- **Task instructions**: Return all lines that include the string "styles".

- **Data excerpt**:
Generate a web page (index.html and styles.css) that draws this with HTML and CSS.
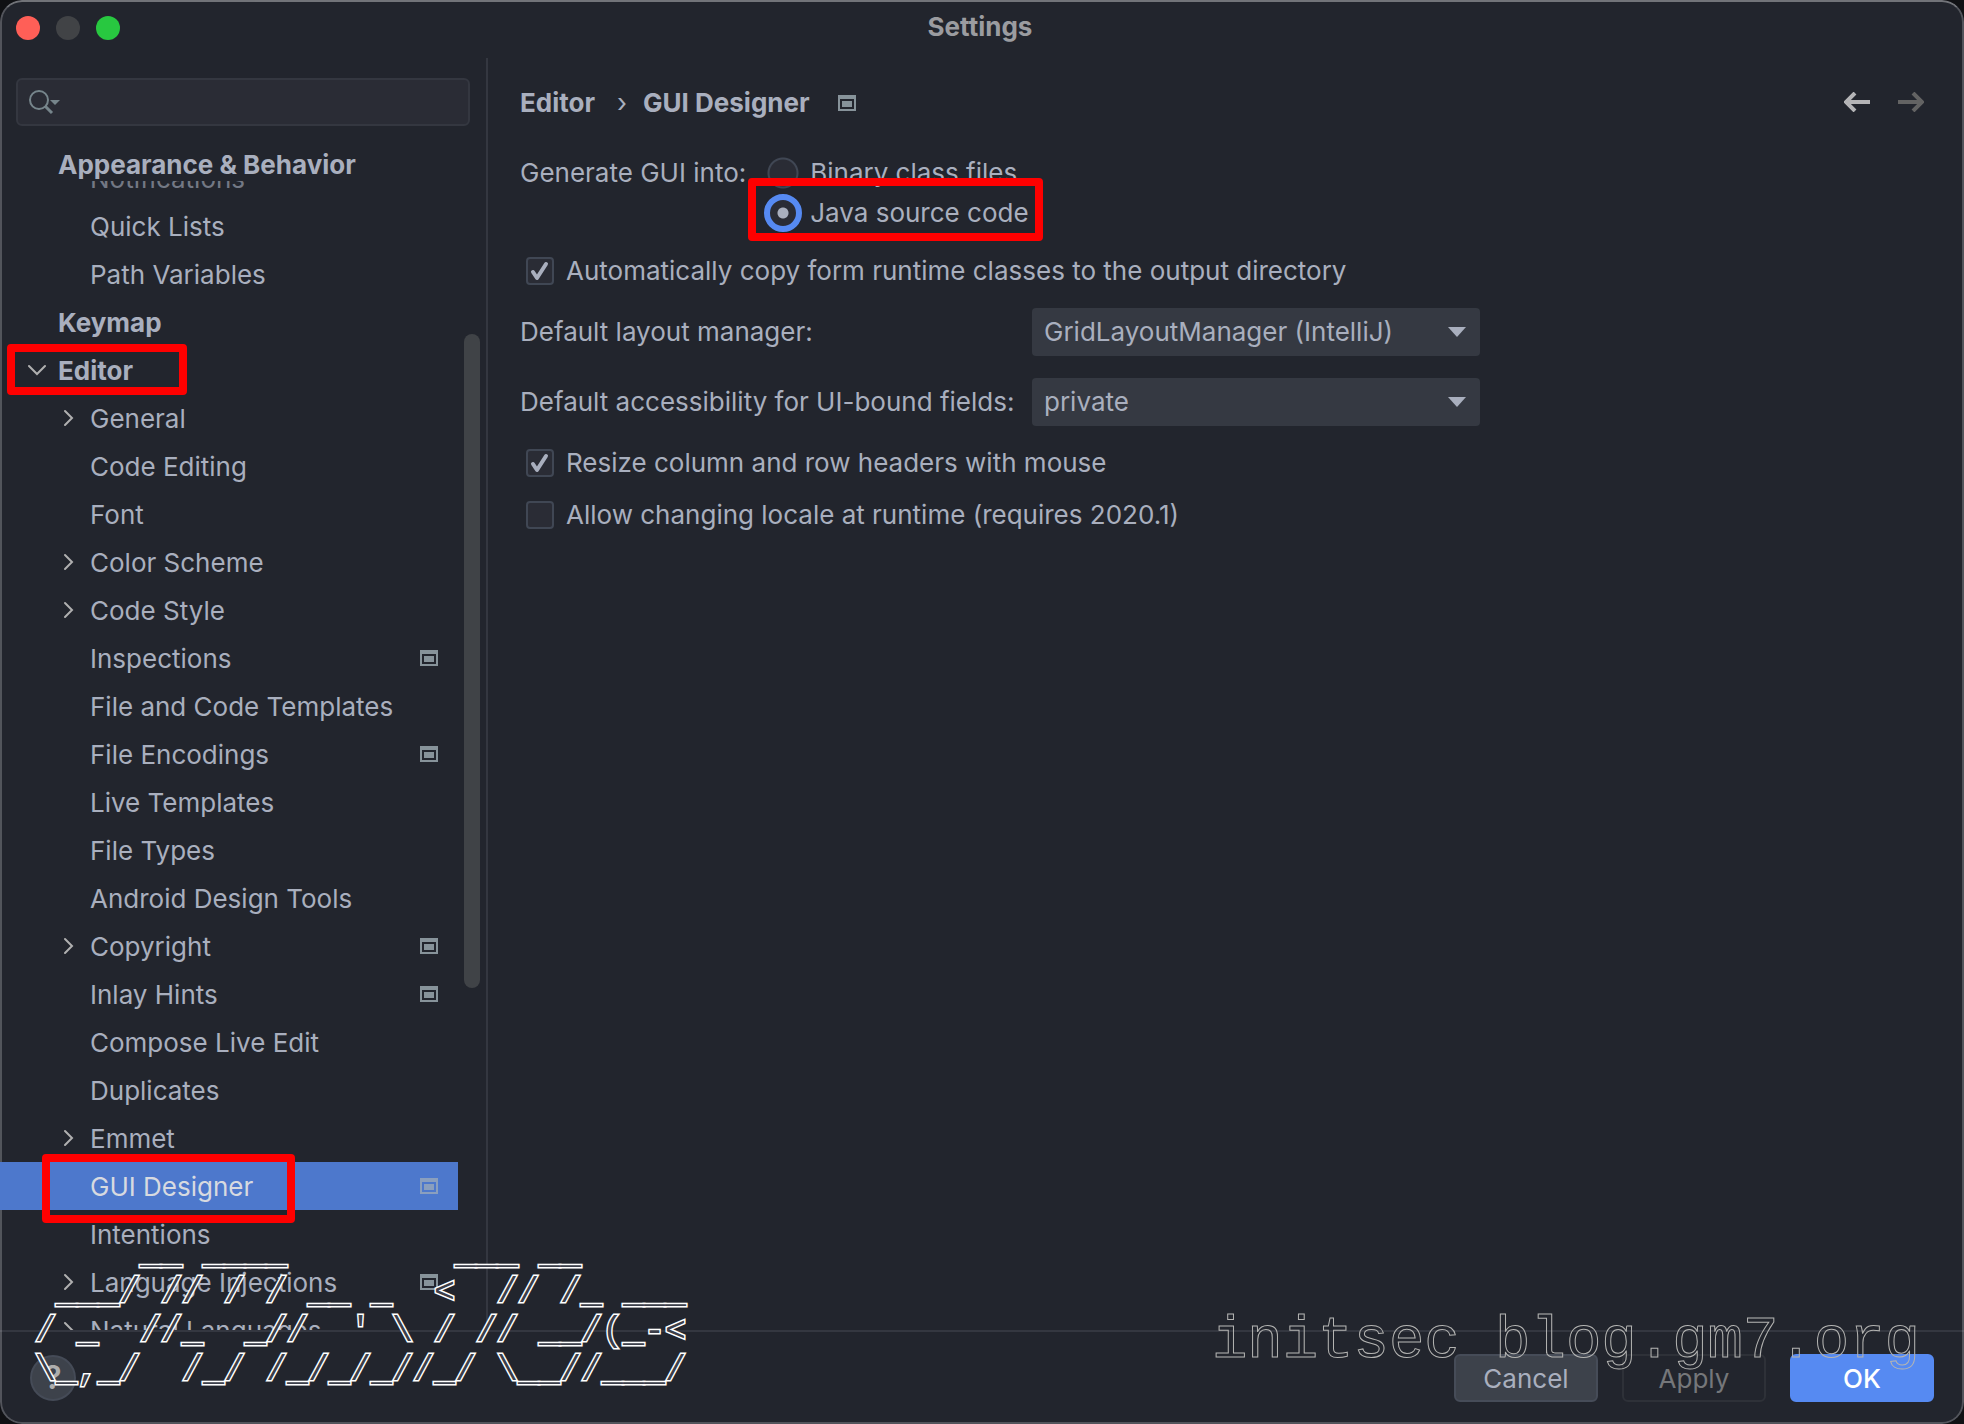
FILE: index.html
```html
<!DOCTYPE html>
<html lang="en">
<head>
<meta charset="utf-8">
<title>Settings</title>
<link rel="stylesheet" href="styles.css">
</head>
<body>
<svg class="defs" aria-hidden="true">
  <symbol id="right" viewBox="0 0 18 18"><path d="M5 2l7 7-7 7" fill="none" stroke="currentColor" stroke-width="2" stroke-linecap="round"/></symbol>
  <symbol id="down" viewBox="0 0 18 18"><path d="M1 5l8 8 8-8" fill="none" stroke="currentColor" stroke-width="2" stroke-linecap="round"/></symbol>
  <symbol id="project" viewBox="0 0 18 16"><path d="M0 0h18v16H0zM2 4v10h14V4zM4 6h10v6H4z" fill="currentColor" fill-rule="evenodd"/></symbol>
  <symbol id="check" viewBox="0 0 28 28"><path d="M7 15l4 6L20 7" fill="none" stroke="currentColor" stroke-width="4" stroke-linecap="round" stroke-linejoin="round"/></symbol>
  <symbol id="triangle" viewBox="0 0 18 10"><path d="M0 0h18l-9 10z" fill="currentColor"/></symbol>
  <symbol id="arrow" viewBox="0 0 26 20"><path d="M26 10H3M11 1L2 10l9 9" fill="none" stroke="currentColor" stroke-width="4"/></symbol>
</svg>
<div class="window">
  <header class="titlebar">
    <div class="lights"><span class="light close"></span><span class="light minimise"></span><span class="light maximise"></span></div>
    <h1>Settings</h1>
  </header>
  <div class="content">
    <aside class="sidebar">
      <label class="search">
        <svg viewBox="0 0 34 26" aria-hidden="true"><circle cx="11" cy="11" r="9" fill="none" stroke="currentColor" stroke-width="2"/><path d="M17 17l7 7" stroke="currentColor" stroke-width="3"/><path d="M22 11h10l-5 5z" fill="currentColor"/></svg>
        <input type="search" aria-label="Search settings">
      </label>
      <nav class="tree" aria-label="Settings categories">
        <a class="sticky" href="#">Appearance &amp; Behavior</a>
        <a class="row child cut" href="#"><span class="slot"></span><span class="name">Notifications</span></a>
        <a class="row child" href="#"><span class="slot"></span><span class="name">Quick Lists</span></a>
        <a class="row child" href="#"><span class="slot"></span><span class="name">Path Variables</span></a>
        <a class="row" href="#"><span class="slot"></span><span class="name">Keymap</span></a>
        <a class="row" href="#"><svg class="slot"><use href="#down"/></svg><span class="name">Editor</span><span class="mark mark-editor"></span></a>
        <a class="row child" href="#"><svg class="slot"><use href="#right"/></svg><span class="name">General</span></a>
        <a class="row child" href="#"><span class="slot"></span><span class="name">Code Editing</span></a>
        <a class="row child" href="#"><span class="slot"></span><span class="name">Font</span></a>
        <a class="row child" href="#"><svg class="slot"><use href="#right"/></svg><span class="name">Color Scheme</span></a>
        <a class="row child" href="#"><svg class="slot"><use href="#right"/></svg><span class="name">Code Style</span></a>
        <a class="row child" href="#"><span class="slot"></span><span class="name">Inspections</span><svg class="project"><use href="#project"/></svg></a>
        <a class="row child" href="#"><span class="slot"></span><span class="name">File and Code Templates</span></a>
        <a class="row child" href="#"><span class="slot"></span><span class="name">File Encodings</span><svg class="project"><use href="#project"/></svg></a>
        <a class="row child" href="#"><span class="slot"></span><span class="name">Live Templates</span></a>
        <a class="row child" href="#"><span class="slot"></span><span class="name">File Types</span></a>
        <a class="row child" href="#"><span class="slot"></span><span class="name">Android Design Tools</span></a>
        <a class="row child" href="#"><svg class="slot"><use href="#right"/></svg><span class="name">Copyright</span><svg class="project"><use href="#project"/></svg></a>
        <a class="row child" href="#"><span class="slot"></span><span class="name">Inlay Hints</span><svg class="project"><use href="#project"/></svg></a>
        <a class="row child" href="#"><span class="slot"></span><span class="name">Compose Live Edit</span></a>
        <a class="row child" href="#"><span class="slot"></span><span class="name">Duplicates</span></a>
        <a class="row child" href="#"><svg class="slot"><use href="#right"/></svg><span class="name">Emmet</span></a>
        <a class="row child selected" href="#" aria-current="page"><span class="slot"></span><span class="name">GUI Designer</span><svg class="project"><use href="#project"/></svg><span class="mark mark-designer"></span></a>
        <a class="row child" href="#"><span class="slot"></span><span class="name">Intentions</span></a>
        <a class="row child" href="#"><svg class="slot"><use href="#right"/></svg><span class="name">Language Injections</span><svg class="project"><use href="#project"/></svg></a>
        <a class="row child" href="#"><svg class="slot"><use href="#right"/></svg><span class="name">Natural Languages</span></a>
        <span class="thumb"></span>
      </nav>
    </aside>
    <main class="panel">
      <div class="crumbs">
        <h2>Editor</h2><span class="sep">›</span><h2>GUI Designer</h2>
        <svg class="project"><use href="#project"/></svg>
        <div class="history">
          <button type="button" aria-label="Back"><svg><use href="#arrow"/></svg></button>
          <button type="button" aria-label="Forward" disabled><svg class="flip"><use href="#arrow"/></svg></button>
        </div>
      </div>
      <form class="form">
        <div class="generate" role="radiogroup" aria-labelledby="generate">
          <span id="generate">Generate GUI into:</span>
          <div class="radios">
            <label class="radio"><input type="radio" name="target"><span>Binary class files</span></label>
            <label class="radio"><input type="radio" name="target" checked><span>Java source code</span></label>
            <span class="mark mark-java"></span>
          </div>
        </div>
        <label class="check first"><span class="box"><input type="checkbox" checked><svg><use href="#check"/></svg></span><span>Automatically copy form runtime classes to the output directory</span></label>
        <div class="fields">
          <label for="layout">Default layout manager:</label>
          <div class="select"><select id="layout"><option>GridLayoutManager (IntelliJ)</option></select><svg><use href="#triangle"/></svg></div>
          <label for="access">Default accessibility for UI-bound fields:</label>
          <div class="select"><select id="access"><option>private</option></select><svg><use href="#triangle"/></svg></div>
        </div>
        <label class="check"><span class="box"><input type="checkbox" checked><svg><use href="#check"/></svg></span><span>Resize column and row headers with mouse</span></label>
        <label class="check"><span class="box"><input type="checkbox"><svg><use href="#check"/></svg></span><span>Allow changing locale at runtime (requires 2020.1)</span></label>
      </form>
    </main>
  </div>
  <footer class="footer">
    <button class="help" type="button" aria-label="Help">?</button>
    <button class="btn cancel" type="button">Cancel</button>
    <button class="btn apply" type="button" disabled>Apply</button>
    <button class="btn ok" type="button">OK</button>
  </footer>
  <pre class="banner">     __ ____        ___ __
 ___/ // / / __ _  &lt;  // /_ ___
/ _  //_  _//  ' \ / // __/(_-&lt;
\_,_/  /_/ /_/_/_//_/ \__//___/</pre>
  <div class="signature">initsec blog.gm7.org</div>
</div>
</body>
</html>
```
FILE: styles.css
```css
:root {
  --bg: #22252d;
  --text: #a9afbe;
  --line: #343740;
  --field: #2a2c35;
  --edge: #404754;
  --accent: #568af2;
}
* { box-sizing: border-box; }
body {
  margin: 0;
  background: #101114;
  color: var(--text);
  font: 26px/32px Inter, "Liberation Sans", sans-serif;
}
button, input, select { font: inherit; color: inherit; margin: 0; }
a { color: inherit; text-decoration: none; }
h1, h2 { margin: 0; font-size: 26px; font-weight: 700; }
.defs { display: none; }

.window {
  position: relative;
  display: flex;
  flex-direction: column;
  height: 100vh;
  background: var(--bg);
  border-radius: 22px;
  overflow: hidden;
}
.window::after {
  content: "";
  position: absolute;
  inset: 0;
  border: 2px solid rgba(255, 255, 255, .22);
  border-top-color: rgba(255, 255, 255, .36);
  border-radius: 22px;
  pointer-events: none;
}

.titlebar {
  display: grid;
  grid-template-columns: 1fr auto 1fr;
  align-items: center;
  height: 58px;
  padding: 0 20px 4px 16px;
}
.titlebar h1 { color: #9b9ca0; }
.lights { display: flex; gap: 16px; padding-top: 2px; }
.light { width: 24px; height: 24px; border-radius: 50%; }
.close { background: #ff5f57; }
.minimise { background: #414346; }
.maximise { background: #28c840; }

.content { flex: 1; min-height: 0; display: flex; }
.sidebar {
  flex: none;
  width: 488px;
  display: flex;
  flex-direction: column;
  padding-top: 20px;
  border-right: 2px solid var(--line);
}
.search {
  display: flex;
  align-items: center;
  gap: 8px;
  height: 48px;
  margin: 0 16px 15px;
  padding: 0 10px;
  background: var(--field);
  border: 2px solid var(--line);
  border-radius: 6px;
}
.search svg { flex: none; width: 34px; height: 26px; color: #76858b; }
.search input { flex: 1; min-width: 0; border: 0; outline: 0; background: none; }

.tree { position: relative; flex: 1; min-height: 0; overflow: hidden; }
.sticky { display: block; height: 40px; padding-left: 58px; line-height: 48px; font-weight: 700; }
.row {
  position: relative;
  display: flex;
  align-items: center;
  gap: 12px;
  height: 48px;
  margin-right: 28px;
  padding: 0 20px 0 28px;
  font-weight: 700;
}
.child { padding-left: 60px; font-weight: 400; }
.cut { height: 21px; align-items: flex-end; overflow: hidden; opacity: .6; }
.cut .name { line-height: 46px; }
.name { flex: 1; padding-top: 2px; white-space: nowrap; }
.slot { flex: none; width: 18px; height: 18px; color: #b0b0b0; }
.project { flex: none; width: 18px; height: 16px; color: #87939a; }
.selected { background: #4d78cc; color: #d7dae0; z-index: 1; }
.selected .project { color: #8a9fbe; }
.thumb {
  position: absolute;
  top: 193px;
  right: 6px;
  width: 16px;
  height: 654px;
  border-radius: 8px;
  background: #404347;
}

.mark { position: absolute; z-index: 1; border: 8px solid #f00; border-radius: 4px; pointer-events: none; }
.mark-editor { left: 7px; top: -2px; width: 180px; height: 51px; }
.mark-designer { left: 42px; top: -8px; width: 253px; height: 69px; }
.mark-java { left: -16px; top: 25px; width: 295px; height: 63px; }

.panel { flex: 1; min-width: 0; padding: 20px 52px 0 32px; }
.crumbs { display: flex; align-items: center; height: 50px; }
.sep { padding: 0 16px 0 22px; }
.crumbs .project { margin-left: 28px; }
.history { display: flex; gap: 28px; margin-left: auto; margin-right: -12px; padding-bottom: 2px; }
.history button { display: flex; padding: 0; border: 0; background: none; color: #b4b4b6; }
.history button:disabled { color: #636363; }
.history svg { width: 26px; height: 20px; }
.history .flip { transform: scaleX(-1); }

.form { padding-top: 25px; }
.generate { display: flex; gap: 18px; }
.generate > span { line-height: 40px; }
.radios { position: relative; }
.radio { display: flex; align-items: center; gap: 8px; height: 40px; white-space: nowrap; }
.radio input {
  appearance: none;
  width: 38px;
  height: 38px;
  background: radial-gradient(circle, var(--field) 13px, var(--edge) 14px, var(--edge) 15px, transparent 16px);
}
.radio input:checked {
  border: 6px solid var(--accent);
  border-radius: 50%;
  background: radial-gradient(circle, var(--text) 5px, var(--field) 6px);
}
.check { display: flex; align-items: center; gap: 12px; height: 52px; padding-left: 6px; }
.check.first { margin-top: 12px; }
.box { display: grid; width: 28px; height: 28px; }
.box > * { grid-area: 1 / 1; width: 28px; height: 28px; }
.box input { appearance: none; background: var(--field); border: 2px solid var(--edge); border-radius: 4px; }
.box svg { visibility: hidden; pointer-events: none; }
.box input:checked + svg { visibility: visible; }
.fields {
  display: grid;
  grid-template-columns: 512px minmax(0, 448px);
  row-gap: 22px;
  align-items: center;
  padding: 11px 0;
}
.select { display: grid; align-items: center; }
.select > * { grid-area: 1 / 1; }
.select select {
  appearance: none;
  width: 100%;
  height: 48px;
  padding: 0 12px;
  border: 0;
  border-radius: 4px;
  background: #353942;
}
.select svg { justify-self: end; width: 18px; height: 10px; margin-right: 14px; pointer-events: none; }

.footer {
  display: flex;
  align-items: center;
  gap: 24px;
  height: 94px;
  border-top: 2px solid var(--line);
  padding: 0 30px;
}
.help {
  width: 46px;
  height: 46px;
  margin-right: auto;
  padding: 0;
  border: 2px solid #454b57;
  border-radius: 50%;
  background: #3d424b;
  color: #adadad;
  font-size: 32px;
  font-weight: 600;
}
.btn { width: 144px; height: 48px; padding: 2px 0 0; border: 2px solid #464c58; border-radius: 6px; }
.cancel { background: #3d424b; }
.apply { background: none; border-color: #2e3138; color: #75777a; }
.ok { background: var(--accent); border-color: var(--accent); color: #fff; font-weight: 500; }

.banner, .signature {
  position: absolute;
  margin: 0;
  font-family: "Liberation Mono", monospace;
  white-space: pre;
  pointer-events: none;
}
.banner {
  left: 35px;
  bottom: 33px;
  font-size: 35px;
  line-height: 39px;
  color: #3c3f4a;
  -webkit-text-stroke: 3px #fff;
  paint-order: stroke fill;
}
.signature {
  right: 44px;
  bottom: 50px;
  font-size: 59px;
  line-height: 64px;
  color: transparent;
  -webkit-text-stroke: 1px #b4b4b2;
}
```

- **Output below**:
Generate a web page (index.html and styles.css) that draws this with HTML and CSS.
<link rel="stylesheet" href="styles.css">
FILE: styles.css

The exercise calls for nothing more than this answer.